Sort-Merge Join: This method involves sorting both datasets by the join key and then merging them during the reduce phase.
- How It Works: Mappers process input records and emit key-value pairs with the join key as the MapReduce key. In the reduce phase, the reducer performs the join operation on these collected values.
- Pros: Can handle large datasets that do not fit into memory.
- Cons: Inefficient due to extensive data shuffling and sorting.
- When to Use: Suitable for large datasets where in-memory storage is not feasible.
- Real-World Example: Useful for combining large-scale user activity data with user profiles for behavioral analysis.

Map-Side Join

Hash Join: Effective when one of the datasets is small enough to be loaded into the memory of each mapper machine.
- How It Works: The smaller dataset is distributed to all mappers and loaded into memory.
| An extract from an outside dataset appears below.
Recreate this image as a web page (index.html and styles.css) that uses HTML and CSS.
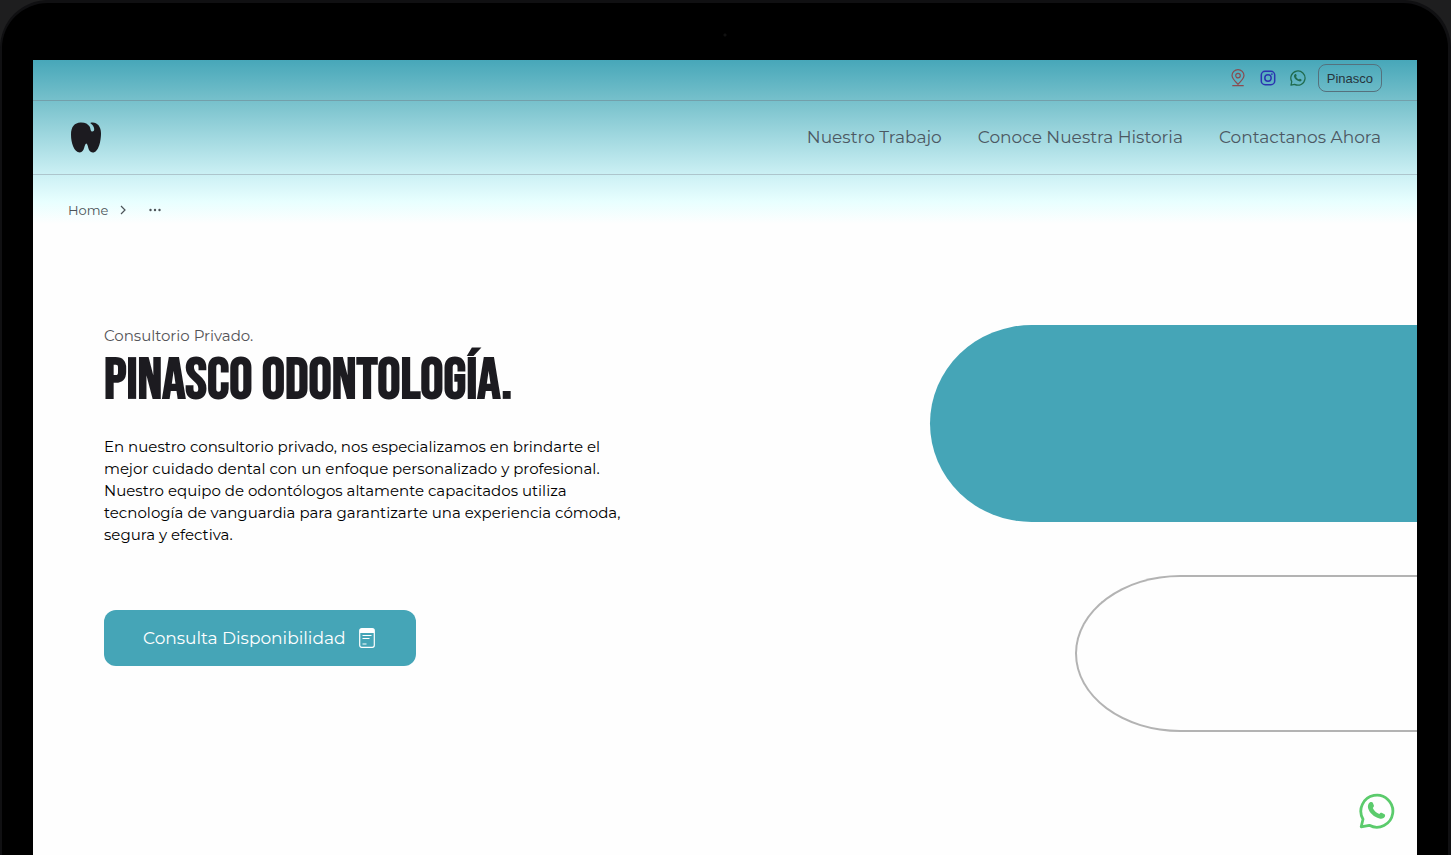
FILE: index.html
```html
<!DOCTYPE html>
<html lang="es">
<head>
<meta charset="utf-8">
<meta name="viewport" content="width=device-width, initial-scale=1">
<title>Pinasco Odontología</title>
<link rel="stylesheet" href="styles.css">
</head>
<body>
<svg class="defs" aria-hidden="true">
  <symbol id="whatsapp" viewBox="0 0 36 36">
    <path d="M2.2 33.8 4 26.2A16 16 0 1 1 10.300 32.300Z" fill="none" stroke="currentColor" stroke-width="2.800" stroke-linejoin="round"/>
    <path d="M11 9.300c1-.6 2.400-.5 2.800.5l1.100 2.800c.2.800-.3 1.500-1.100 2.400 1.300 3 3.700 4.900 6.500 6.100.9-1.100 1.500-1.600 2.300-1.300l2.900 1.400c.9.500.7 2 .1 2.900-1 1.500-3.100 2-5.100 1.400C14.500 23.700 10.400 19.500 9.100 15.200c-.6-2.200.2-4.700 1.900-5.900z" fill="currentColor"/>
  </symbol>
</svg>
<div class="device">
  <div class="camera"></div>
  <div class="screen">
    <header class="header">
      <div class="topbar">
        <a class="social social-map" href="#" aria-label="Ubicación">
          <svg viewBox="0 0 16 18" fill="none" stroke="currentColor" stroke-width="1.200"><path d="M8 15.200C4.500 12 2 9.500 2 6.600a6 6 0 0 1 12 0c0 2.900-2.500 5.400-6 8.600zM2.300 16.600h11.400"/><circle cx="8" cy="6.600" r="2.300"/></svg>
        </a>
        <a class="social social-instagram" href="#" aria-label="Instagram">
          <svg viewBox="0 0 16 16" fill="none" stroke="currentColor" stroke-width="1.500"><rect x="1.300" y="1.300" width="13.400" height="13.400" rx="3.800"/><circle cx="8" cy="8" r="3.200"/><circle cx="11.900" cy="4.100" r=".9" fill="currentColor" stroke="none"/></svg>
        </a>
        <a class="social social-whatsapp" href="#" aria-label="WhatsApp"><svg><use href="#whatsapp"/></svg></a>
        <button class="brand-button" type="button">Pinasco</button>
      </div>
      <div class="navbar">
        <a class="logo" href="#" aria-label="Pinasco">
          <svg viewBox="0 0 30 31"><path d="M9.500.5C14 .3 17 2 18.600 4.500c1 1.600.6 4.200 2 4.900 1.300.6 2.700-.5 2.600-2.300-.1-2.800-2-4.800-4-6.200C25-.7 30 3.600 30 11.200c0 7.500-2.300 19.300-8.300 19.300-5.200 0-4.300-9-6.400-9s-1.500 9-6.500 9C3 30.500 0 20.700 0 12.500 0 4.800 3.600.7 9.500.5z" fill="#1c1b20"/></svg>
        </a>
        <nav class="menu">
          <a href="#">Nuestro Trabajo</a>
          <a href="#">Conoce Nuestra Historia</a>
          <a href="#">Contactanos Ahora</a>
        </nav>
      </div>
      <nav class="breadcrumb" aria-label="Ruta">
        <a href="#">Home</a>
        <svg class="chevron" viewBox="0 0 8 10"><path d="m2 1 4 4-4 4" fill="none" stroke="currentColor" stroke-width="1.200"/></svg>
        <svg class="dots" viewBox="0 0 12 4" fill="currentColor"><circle cx="1.500" cy="2" r="1.200"/><circle cx="6" cy="2" r="1.200"/><circle cx="10.500" cy="2" r="1.200"/></svg>
      </nav>
    </header>
    <main class="hero">
      <section class="copy">
        <p class="kicker">Consultorio Privado.</p>
        <h1 class="title">PINASCO ODONTOLOGÍA.</h1>
        <p class="lead">En nuestro consultorio privado, nos especializamos en brindarte el<br>mejor cuidado dental con un enfoque personalizado y profesional.<br>Nuestro equipo de odontólogos altamente capacitados utiliza<br>tecnología de vanguardia para garantizarte una experiencia cómoda,<br>segura y efectiva.</p>
        <button class="cta" type="button">
          <span>Consulta Disponibilidad</span>
          <svg viewBox="0 0 16 20"><rect x=".7" y=".7" width="14.600" height="18.600" rx="2" fill="none" stroke="currentColor" stroke-width="1.200"/><path d="M1 1h14v4H1z" fill="currentColor"/><path d="M3.500 7.500h9M3.500 10.500h7M3.500 16h4" stroke="currentColor" stroke-width="1.200"/></svg>
        </button>
      </section>
      <div class="shapes" aria-hidden="true">
        <div class="shape-solid"></div>
        <div class="shape-outline"></div>
      </div>
    </main>
  </div>
</div>
<a class="chat" href="#" aria-label="Escribir por WhatsApp"><svg><use href="#whatsapp"/></svg></a>
</body>
</html>
```
FILE: styles.css
```css
* { box-sizing: border-box; }
body {
  margin: 0;
  background: #1e1e1f;
  color: #000;
  font-family: Montserrat, Inter, sans-serif;
}
a { color: inherit; text-decoration: none; }
button { font: inherit; cursor: pointer; }
svg { display: block; width: 100%; height: 100%; }
.defs { position: absolute; width: 0; height: 0; }

.device {
  display: flex;
  flex-direction: column;
  min-height: 100vh;
  padding: 0 31px;
  border: solid #101012;
  border-width: 3px 3px 0 2px;
  border-radius: 48px 48px 0 0;
  background: #000;
}
.camera {
  height: 57px;
  background: radial-gradient(circle at 50% 32px, #111 1px, transparent 2px);
}
.screen {
  flex: 1;
  background: #fefefe;
  overflow: hidden;
}

.header {
  background: linear-gradient(#47a7b9 0, #76c0cb 40px, #cbf0f4 114px, #e8ffff 142px, #fefefe 164px);
}
.topbar {
  display: flex;
  justify-content: flex-end;
  align-items: center;
  gap: 14px;
  height: 41px;
  padding: 0 35px 4px 0;
  border-bottom: 1px solid #739faa;
}
.social { width: 16px; height: 16px; }
.social-map { height: 18px; color: #8a4b50; }
.social-instagram { color: #2b35b0; }
.social-whatsapp { color: #206b4e; }
.brand-button {
  height: 28px;
  padding: 0 8px;
  margin-left: -2px;
  border: 1px solid #55717d;
  border-radius: 8px;
  background: transparent;
  color: #26343c;
  font-family: "Liberation Sans", Arial, sans-serif;
  font-size: 13px;
}
.navbar {
  display: flex;
  justify-content: space-between;
  align-items: center;
  height: 74px;
  padding: 0 36px 0 38px;
  border-bottom: 1px solid #adc5cc;
}
.logo { width: 30px; height: 31px; }
.menu {
  display: flex;
  gap: 36px;
  padding-bottom: 2px;
  color: #4c5862;
  font-size: 17px;
}
.breadcrumb {
  display: flex;
  align-items: center;
  height: 70px;
  padding-left: 35px;
  color: #4c5358;
  font-size: 13px;
}
.chevron { width: 8px; height: 10px; margin: 0 22px 0 11px; }
.dots { width: 12px; height: 4px; }

.hero {
  display: flex;
  justify-content: space-between;
  padding-top: 80px;
}
.copy { padding-left: 71px; }
.kicker {
  margin: 0;
  color: #545458;
  font-size: 15px;
  line-height: 22px;
}
.title {
  margin: 0;
  color: #1c1b20;
  font-family: "Bebas Neue", "Liberation Sans Narrow", sans-serif;
  font-size: 58px;
  font-weight: 700;
  line-height: 68px;
}
.lead {
  margin: 21px 0 0;
  font-size: 15px;
  line-height: 22px;
}
.cta {
  display: flex;
  align-items: center;
  gap: 13px;
  width: 312px;
  height: 56px;
  margin-top: 64px;
  padding: 0 39px;
  border: 0;
  border-radius: 12px;
  background: #45a5b7;
  color: #fff;
  font-size: 17px;
}
.cta svg { flex: none; width: 16px; height: 20px; }

.shapes {
  display: flex;
  flex-direction: column;
  align-items: flex-end;
  gap: 53px;
  width: 35.2%;
}
.shape-solid {
  width: 100%;
  height: 197px;
  border-radius: 102px 0 0 102px / 99px 0 0 99px;
  background: #45a5b7;
}
.shape-outline {
  width: 70.3%;
  height: 157px;
  border: 2px solid #b3b3b3;
  border-right: 0;
  border-radius: 106px 0 0 106px / 79px 0 0 79px;
}

.chat {
  position: fixed;
  right: 56px;
  bottom: 26px;
  width: 36px;
  height: 36px;
  color: #5bcb6c;
}
```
The mappers then process the larger dataset and perform joins with the data in memory.
- Pros: More efficient than reduce-side joins as it avoids shuffling and sorting.
- Cons: Feasible only if one dataset is small enough for in-memory storage.
- When to Use: Ideal for joining a large dataset with a small one.
- Real-World Example: Commonly used for joining large transaction logs with small lookup tables, such as product details.

Problems with MapReduce

Mappers are often redundant. In many workflows, the only thing the mapper does is to read back the file written by the reducer and then pass it to another reducer. In these cases, the mapper is unnecessary. But the MapReduce programming model requires a mapper stage.
Storing intermediate data on HDFS means it’s replicated and takes much space, which can be an overkill for temporary data.